Suppose then we wish to find the angular momentum of a baryon. We need $D^{1/2}\otimes D^{1/2}\otimes D^{1/2}$. Convince yourself of the following: Given three matrices $A,B,C$ we have $$A\otimes(B\oplus C)=A\otimes B\oplus A\otimes C$$ Using this, we have $$D^{1/2}\otimes D^{1/2}\otimes D^{1/2}=D^{1/2}\otimes(D^1\oplus D^0)=D^{1/2}\otimes D^1\oplus D^{1/2}\otimes D^0=D^{3/2}\oplus D^{1/2}\oplus D^{1/2}$$ Again, we find baryons with identical quark content in both $3/2$ and $1/2$ states. (There is a slight technicality with the second $D^{1/2}$ involving the Pauli principle.)

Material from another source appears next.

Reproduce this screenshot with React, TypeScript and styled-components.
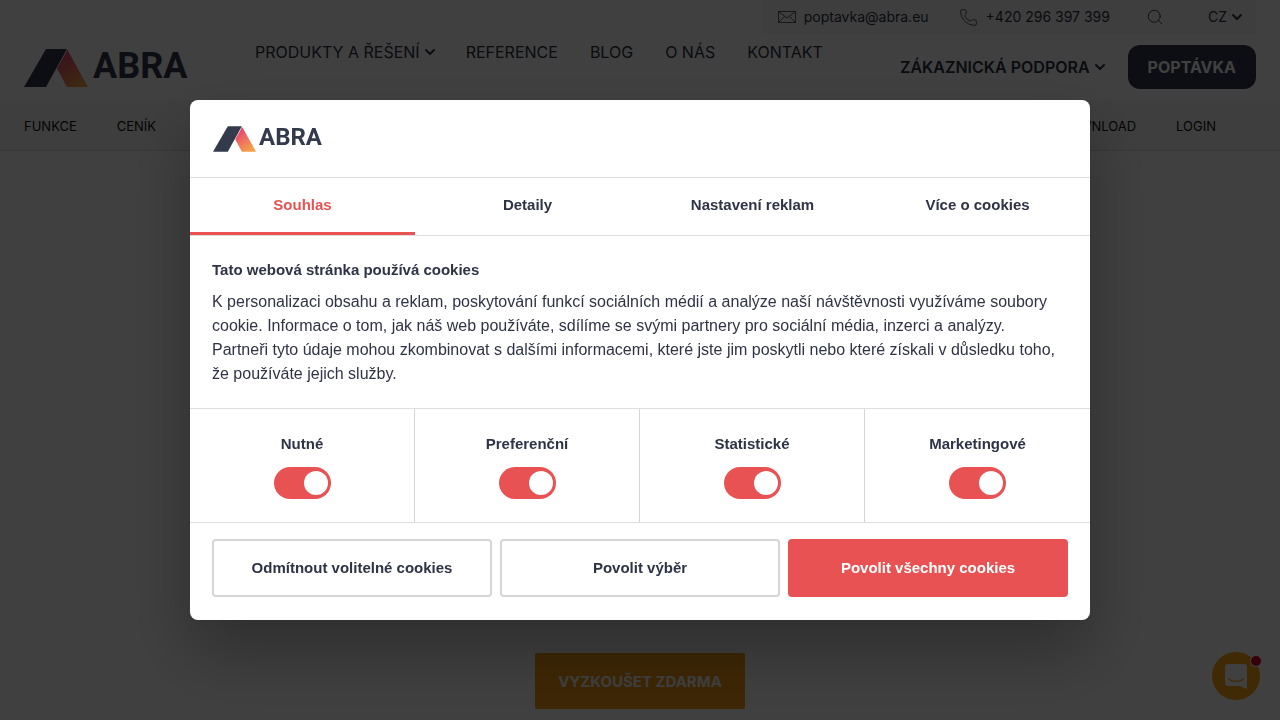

The obvious generalization of this is $$D^m\otimes D^j\otimes D^\ell=D^m\otimes\left(\bigoplus_{k=|j-\ell|}^{j+\ell}D^k\right)=\bigoplus_{k=|j-\ell|}^{j+\ell}D^m\otimes D^k=\bigoplus_{k=|j-\ell|}^{j+\ell}\bigoplus_{n=|m-k|}^{m+k}D^n$$ and so on for more particles. From here you can use the Clebsch-Gordan method to construct the actual state vectors for your system.